Ergänzend sei darauf hingewiesen, dass auch Boris Wein und Daniela Walter in ihrem Aufsatz davon ausgehen, dass eine Befreiung für den Personenkreis, dem der Kläger angehört, nicht möglich ist. Sie führen sie aus, dass in Altfällen, in denen vor dem 01.04.2014 Beiträge an die DRV Bund gezahlt wurden, das Gesetz vorsieht, dass die bis zu diesem Zeitpunkt an die Rentenversicherung gezahlten Beiträge dort verbleiben, auch wenn die Zulassung als Syndikusrechtsanwalt erfolgt. Dies sei ein Dilemma für diejenigen, die vor den Entscheidungen des BSG vom 03.04.2014 rechtskonform beim Arbeitgeberwechsel eine neue Befreiung nach § 6 SGB VI beantragt hätten, nicht befreit worden seien und sich über mehrere Jahre in der Auseinandersetzung mit der DRV Bund befunden hätten (Boris Wein/Daniele Walter, Die Anforderungen an den neuen Snydikusrechtsanwalt – ein Beitrag zum Unternehmensjuristen-Kongress 2016 des BUJ e.V., Betriebsberater 2016, S. 245 ff.)
Damit ergibt die Auslegung des Satzes 4, dass einkommensbezogene Beiträge nur solche sind, die für die zu befreiende abhängige Beschäftigung gezahlt wurden. Solche Beiträge hat der Kläger an das Versorgungswerk unstreitig nicht gezahlt.
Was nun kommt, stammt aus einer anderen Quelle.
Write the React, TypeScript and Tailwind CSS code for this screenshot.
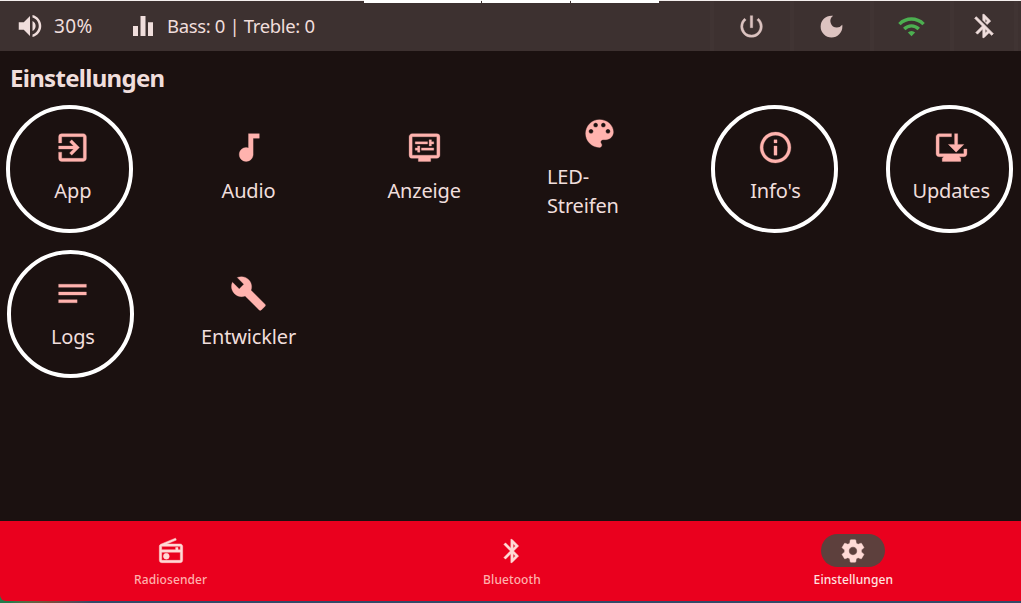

Auch für die Zeit vom 18.01.2014 bis zum 31.01.2014 ist eine rückwirkende Befreiung des Klägers von der Rentenversicherungspflicht nicht möglich. Zwar ist aufgrund der Angaben der Vertreterin der Beigeladenen im Termin zur mündlichen Verhandlung vom 30.01.2018 davon auszugehen, dass für diesen Zeitraum Beiträge an das Versorgungswerk der Rechtsanwälte des Landes Nordrhein-Westfalen gezahlt wurden. Allerdings handelt es sich hierbei ebenfalls nicht um einkommensbezogene Beiträge im oben dargestellten Sinn. Der Kläger hat in der Klageschrift bestätigt, dass er auch an das Versorgungswerk der Rechtsanwälte des Landes Nordrhein-Westfalen den Mindestbeitrag für die selbständige Tätigkeit als Rechtsanwalt gezahlt hat.
Die Klage war daher abzuweisen.
Die Entscheidung über die Kosten beruht auf §§ 183, 193 SGG und folgt dem Ausgang des Rechtsstreits.